- Born: January 19, 1905 Chicago, Illinois, U.S.
- Died: June 1, 1994 (aged 89) Palos Park, Illinois, U.S.
- Education: University of Chicago (PhB, MA, PhD)
- Scientific career
- Fields: Sinology
- Institutions: University of Chicago
- Thesis: Sinism: A Study of the Evolution of the Chinese World-view (1929)

Chinese name
- Traditional Chinese: 顧理雅
- Simplified Chinese: 顾理雅

Standard Mandarin
- Hanyu Pinyin: Gù Lǐyǎ
- Gwoyeu Romatzyh: Guh Liiyea
- Wade–Giles: Ku^{4} Li^{3}-ya^{3}

= Herrlee G. Creel =

American sinologist and philosopher (1905–1994)

Herrlee Glessner Creel (January 19, 1905 – June 1, 1994) was an American sinologist and philosopher who specialized in Chinese philosophy and Chinese history. He was a professor of Chinese at the University of Chicago for nearly 40 years. Creel was known for his early work on Confucius, the history of Chinese thought, and his translation of Shen Buhai.

==Early years==
Herrlee G. Creel was born on January 19, 1905, in Chicago, Illinois, taking up journalism after high school.

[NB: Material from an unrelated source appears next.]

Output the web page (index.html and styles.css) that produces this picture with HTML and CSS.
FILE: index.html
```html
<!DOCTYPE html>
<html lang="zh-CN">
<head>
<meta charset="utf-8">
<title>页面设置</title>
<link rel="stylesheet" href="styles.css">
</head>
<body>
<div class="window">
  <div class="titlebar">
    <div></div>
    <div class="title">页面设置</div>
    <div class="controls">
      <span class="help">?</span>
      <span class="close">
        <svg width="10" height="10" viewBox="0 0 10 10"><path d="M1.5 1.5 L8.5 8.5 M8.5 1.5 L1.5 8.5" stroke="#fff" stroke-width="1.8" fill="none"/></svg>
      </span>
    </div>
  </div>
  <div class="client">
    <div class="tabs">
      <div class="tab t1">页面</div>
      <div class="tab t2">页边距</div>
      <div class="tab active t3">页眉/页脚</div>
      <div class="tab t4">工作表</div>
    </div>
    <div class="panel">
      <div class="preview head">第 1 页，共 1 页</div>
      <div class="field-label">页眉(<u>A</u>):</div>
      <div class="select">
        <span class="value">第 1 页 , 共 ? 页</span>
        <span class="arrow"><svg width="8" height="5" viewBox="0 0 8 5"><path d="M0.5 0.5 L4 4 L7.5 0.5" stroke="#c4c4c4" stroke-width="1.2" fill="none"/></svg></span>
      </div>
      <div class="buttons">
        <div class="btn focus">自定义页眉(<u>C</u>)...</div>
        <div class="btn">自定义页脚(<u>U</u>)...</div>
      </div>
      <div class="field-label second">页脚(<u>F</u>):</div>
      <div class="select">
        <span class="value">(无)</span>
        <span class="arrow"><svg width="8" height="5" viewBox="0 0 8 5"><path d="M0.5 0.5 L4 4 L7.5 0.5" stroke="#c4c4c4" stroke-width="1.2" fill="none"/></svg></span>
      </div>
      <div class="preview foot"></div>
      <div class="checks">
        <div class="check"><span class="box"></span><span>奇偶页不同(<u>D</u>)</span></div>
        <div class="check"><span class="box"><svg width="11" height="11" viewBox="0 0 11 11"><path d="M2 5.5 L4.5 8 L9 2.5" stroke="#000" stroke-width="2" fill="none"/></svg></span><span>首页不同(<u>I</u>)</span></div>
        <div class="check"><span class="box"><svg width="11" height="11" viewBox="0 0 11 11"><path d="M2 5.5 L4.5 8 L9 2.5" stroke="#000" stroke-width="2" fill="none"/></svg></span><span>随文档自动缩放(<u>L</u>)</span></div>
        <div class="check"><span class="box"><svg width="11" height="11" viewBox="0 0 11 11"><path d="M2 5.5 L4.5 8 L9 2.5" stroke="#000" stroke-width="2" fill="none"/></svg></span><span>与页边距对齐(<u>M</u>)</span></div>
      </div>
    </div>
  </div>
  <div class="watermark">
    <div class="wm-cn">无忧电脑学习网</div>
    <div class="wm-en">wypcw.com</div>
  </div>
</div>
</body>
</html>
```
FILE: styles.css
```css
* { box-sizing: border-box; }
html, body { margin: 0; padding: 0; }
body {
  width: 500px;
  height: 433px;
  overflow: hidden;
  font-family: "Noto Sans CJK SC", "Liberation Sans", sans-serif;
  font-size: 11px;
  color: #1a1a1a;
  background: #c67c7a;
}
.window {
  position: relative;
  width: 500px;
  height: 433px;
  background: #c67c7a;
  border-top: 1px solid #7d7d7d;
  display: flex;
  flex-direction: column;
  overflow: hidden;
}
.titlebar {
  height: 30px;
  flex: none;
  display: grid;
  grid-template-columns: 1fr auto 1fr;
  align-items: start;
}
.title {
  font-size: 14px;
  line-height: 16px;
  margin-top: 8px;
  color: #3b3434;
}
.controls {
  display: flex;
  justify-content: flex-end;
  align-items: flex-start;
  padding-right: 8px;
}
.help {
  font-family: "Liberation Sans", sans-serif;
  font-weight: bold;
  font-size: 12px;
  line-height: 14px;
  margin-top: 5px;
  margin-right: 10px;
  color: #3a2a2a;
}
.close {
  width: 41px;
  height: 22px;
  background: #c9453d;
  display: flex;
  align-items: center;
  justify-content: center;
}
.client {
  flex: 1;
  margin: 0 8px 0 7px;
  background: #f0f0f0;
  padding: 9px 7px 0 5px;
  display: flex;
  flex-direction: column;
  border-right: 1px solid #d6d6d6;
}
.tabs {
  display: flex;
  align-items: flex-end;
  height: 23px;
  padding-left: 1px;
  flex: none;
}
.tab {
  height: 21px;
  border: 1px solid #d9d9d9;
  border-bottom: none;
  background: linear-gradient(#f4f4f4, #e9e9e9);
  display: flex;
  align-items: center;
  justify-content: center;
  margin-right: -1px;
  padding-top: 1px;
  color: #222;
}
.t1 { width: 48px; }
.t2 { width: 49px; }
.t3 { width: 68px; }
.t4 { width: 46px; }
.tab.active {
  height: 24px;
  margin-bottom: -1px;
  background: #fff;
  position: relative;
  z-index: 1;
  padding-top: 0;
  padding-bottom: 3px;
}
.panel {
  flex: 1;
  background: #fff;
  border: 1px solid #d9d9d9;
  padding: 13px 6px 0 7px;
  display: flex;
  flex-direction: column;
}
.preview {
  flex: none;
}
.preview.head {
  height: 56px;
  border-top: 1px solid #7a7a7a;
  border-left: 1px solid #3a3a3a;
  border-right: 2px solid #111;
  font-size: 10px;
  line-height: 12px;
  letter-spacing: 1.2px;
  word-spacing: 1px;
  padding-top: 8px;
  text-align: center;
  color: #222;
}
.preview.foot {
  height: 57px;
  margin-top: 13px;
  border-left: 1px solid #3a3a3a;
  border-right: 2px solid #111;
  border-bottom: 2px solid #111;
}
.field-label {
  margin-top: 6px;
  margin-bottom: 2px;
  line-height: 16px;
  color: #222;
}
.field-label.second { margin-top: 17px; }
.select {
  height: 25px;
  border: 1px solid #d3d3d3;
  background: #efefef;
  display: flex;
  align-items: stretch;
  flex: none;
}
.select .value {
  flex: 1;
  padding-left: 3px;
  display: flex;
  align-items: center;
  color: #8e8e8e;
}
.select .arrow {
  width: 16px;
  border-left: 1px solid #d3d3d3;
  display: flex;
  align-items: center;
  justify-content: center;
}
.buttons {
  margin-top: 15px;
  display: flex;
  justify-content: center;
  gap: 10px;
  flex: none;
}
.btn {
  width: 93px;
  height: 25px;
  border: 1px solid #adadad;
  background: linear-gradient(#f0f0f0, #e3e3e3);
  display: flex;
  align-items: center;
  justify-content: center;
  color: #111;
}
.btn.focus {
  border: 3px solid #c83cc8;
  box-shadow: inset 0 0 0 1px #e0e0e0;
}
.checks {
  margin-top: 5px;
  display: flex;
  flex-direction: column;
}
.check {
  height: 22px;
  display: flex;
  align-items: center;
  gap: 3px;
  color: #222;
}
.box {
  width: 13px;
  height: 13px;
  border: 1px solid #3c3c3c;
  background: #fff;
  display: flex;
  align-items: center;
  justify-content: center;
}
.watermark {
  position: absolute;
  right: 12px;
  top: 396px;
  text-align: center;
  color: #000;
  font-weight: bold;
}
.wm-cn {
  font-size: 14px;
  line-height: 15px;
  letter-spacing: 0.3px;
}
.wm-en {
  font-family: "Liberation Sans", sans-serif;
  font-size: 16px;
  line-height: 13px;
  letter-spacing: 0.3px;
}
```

He attended the University of Chicago as an undergraduate, studying in philosophy and the history of religion. He graduated with a Ph.B. degree in 1926. He become interested in the teachings of Confucius after graduation, studying Chinese with a Chinese student. He continued on at Chicago as a graduate student studying Chinese philosophy, earning an M.A. in 1927, followed by a Ph.D. in 1929 with a dissertation entitled "Sinism: A Study of the Evolution of the Chinese World-view".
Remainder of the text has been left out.